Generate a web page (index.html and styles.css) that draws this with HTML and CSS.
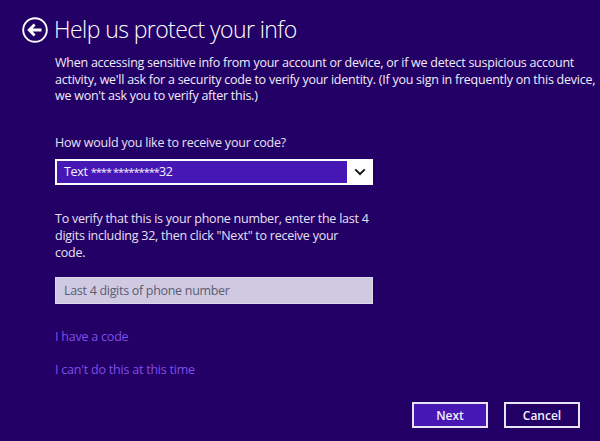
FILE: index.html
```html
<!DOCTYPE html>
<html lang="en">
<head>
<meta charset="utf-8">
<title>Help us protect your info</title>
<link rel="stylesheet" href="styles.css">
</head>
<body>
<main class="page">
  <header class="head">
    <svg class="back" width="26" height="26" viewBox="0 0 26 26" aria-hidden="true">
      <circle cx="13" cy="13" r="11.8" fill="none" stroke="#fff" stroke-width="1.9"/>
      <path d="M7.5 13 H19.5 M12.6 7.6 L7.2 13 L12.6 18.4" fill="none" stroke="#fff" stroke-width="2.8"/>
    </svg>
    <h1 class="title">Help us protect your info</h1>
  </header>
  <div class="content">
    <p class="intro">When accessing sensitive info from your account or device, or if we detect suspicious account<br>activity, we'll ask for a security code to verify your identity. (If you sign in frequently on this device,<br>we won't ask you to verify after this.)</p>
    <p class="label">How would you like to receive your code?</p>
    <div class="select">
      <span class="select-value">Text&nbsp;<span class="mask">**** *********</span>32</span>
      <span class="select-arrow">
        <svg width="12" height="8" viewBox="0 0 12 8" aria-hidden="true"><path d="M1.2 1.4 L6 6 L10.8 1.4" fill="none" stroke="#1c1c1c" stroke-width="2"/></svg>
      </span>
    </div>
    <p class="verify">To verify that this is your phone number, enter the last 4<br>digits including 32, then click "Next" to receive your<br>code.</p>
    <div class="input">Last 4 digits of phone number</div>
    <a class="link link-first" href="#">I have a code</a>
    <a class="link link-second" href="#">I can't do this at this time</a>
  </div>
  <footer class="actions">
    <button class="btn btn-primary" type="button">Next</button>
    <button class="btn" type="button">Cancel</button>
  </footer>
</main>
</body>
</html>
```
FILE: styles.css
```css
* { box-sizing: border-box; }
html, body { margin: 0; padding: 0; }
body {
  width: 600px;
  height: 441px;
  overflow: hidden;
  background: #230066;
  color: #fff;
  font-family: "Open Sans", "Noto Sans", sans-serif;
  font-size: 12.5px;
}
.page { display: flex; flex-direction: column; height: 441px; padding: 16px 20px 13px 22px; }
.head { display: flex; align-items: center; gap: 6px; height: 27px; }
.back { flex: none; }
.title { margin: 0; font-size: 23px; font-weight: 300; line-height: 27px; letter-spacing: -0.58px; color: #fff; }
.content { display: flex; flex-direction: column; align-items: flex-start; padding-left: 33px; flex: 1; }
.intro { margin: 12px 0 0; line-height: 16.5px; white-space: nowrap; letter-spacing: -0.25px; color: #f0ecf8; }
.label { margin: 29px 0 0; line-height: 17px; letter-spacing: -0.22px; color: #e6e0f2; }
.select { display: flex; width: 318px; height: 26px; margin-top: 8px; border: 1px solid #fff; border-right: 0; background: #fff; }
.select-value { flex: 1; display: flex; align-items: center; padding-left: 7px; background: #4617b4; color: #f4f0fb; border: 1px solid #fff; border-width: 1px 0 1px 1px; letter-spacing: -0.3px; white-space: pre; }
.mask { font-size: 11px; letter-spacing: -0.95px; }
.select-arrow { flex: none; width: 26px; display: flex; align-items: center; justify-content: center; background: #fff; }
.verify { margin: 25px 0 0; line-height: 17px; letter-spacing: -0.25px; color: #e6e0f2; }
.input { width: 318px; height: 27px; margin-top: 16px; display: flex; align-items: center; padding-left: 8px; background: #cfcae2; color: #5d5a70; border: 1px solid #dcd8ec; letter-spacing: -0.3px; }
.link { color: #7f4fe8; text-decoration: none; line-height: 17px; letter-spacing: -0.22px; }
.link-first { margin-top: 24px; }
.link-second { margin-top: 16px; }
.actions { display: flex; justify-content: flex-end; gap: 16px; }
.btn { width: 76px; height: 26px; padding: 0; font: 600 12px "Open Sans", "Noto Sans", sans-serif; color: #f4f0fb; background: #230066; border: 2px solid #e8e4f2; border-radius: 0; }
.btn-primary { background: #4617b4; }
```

» REQUIRED TASK: Produce an exact copy of each line of data, skipping embedded images.

» TASK OUTPUT:
Generate a web page (index.html and styles.css) that draws this with HTML and CSS.
FILE: index.html
```html
<!DOCTYPE html>
<html lang="en">
<head>
<meta charset="utf-8">
<title>Help us protect your info</title>
<link rel="stylesheet" href="styles.css">
</head>
<body>
<main class="page">
  <header class="head">
    <svg class="back" width="26" height="26" viewBox="0 0 26 26" aria-hidden="true">
      <circle cx="13" cy="13" r="11.8" fill="none" stroke="#fff" stroke-width="1.9"/>
      <path d="M7.5 13 H19.5 M12.6 7.6 L7.2 13 L12.6 18.4" fill="none" stroke="#fff" stroke-width="2.8"/>
    </svg>
    <h1 class="title">Help us protect your info</h1>
  </header>
  <div class="content">
    <p class="intro">When accessing sensitive info from your account or device, or if we detect suspicious account<br>activity, we'll ask for a security code to verify your identity. (If you sign in frequently on this device,<br>we won't ask you to verify after this.)</p>
    <p class="label">How would you like to receive your code?</p>
    <div class="select">
      <span class="select-value">Text&nbsp;<span class="mask">**** *********</span>32</span>
      <span class="select-arrow">
        <svg width="12" height="8" viewBox="0 0 12 8" aria-hidden="true"><path d="M1.2 1.4 L6 6 L10.8 1.4" fill="none" stroke="#1c1c1c" stroke-width="2"/></svg>
      </span>
    </div>
    <p class="verify">To verify that this is your phone number, enter the last 4<br>digits including 32, then click "Next" to receive your<br>code.</p>
    <div class="input">Last 4 digits of phone number</div>
    <a class="link link-first" href="#">I have a code</a>
    <a class="link link-second" href="#">I can't do this at this time</a>
  </div>
  <footer class="actions">
    <button class="btn btn-primary" type="button">Next</button>
    <button class="btn" type="button">Cancel</button>
  </footer>
</main>
</body>
</html>
```
FILE: styles.css
```css
* { box-sizing: border-box; }
html, body { margin: 0; padding: 0; }
body {
  width: 600px;
  height: 441px;
  overflow: hidden;
  background: #230066;
  color: #fff;
  font-family: "Open Sans", "Noto Sans", sans-serif;
  font-size: 12.5px;
}
.page { display: flex; flex-direction: column; height: 441px; padding: 16px 20px 13px 22px; }
.head { display: flex; align-items: center; gap: 6px; height: 27px; }
.back { flex: none; }
.title { margin: 0; font-size: 23px; font-weight: 300; line-height: 27px; letter-spacing: -0.58px; color: #fff; }
.content { display: flex; flex-direction: column; align-items: flex-start; padding-left: 33px; flex: 1; }
.intro { margin: 12px 0 0; line-height: 16.5px; white-space: nowrap; letter-spacing: -0.25px; color: #f0ecf8; }
.label { margin: 29px 0 0; line-height: 17px; letter-spacing: -0.22px; color: #e6e0f2; }
.select { display: flex; width: 318px; height: 26px; margin-top: 8px; border: 1px solid #fff; border-right: 0; background: #fff; }
.select-value { flex: 1; display: flex; align-items: center; padding-left: 7px; background: #4617b4; color: #f4f0fb; border: 1px solid #fff; border-width: 1px 0 1px 1px; letter-spacing: -0.3px; white-space: pre; }
.mask { font-size: 11px; letter-spacing: -0.95px; }
.select-arrow { flex: none; width: 26px; display: flex; align-items: center; justify-content: center; background: #fff; }
.verify { margin: 25px 0 0; line-height: 17px; letter-spacing: -0.25px; color: #e6e0f2; }
.input { width: 318px; height: 27px; margin-top: 16px; display: flex; align-items: center; padding-left: 8px; background: #cfcae2; color: #5d5a70; border: 1px solid #dcd8ec; letter-spacing: -0.3px; }
.link { color: #7f4fe8; text-decoration: none; line-height: 17px; letter-spacing: -0.22px; }
.link-first { margin-top: 24px; }
.link-second { margin-top: 16px; }
.actions { display: flex; justify-content: flex-end; gap: 16px; }
.btn { width: 76px; height: 26px; padding: 0; font: 600 12px "Open Sans", "Noto Sans", sans-serif; color: #f4f0fb; background: #230066; border: 2px solid #e8e4f2; border-radius: 0; }
.btn-primary { background: #4617b4; }
```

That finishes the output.